Intelligence: Don’t underestimate the power of little changes (Part Two)
When the popular American sitcom Friends rose to fame in the UK in the late 90’s, the notion of a coffee shop being a centre point for social groups, gatherings, events and relaxing spaces sowed its first seed. Add to this, another American influence – Starbucks. In 1998, it had entered the UK market with 60 outlets. By 2005 it had opened 455 stores.
Correspondingly, The total tea market in 2005 recorded a drop of 12% – from £707m in 1999 to £623m in 2004. Further, in 1997 there were just 778 branded coffee outlets in the UK, by 2005 that number had jumped to 2,428. Now, 80% of adults in the UK drink coffee every week.
Professor Leigh Sparks of the Institute of Retail Studies at Stirling University sums up this transformation effectively: “We’ve gone from a nation of tea-drinkers to a nation of coffee-drinkers in a decade.”

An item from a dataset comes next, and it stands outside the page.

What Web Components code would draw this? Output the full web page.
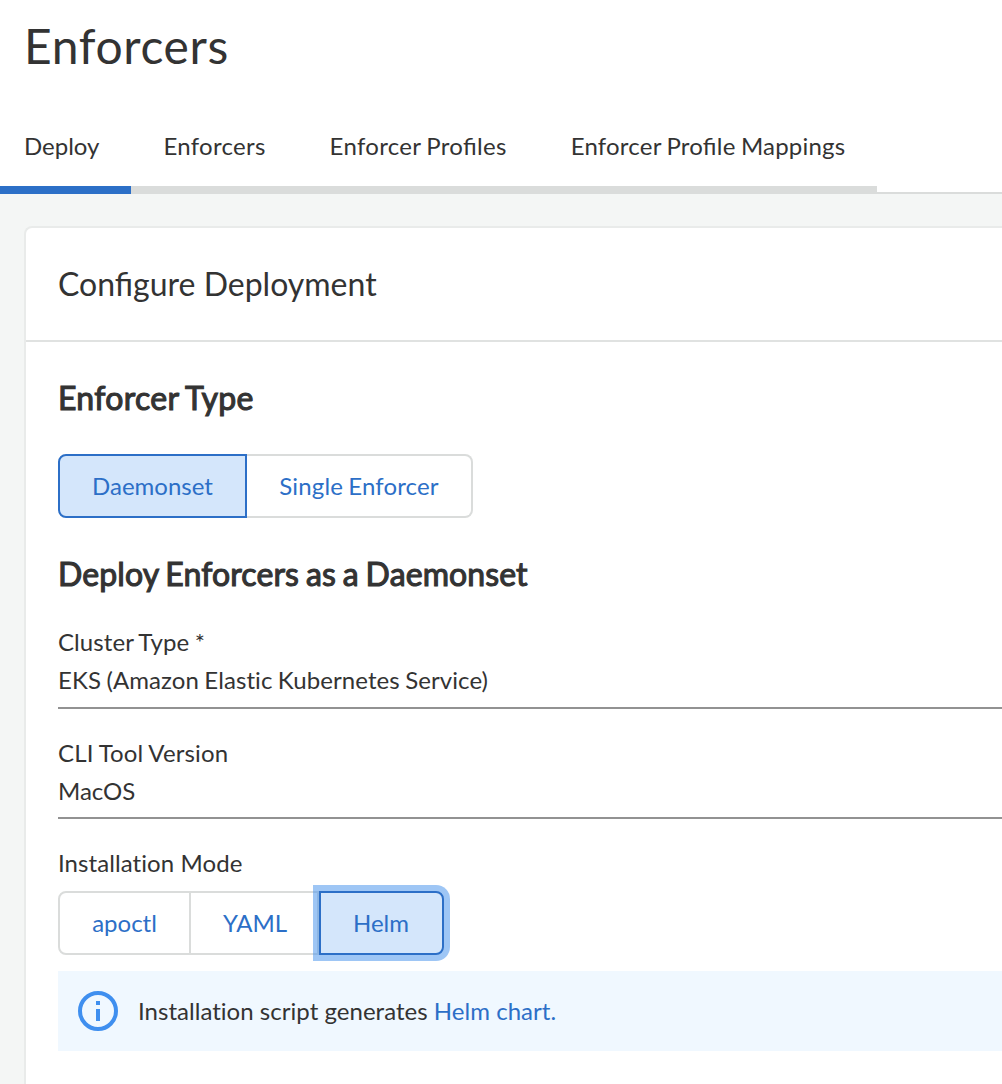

If we apply this to society, we can see that the little changes themselves become the habits that orchestrate the change. Every now and then soon becomes all the time, and because of these little stages, that happen fragment by fragment, it seems to be nothing dramatic. But with just the two facts, side by side without the year on year growths, that change is still a confounding one. The same as when a caterpillar emerges from its cocoon, it is unrecognisable as the creature it once was.
It is only by studying and seeing these little fragments of change that we can understand, or take part in, the bigger story. Any change, no matter how small, whether it is the flap of a butterfly’s wings, or the phrasing of a sentence, plays an active role in the big pictures that affect us all. In effect, transformation is only created by the small, tiny, silent changes occurring within it.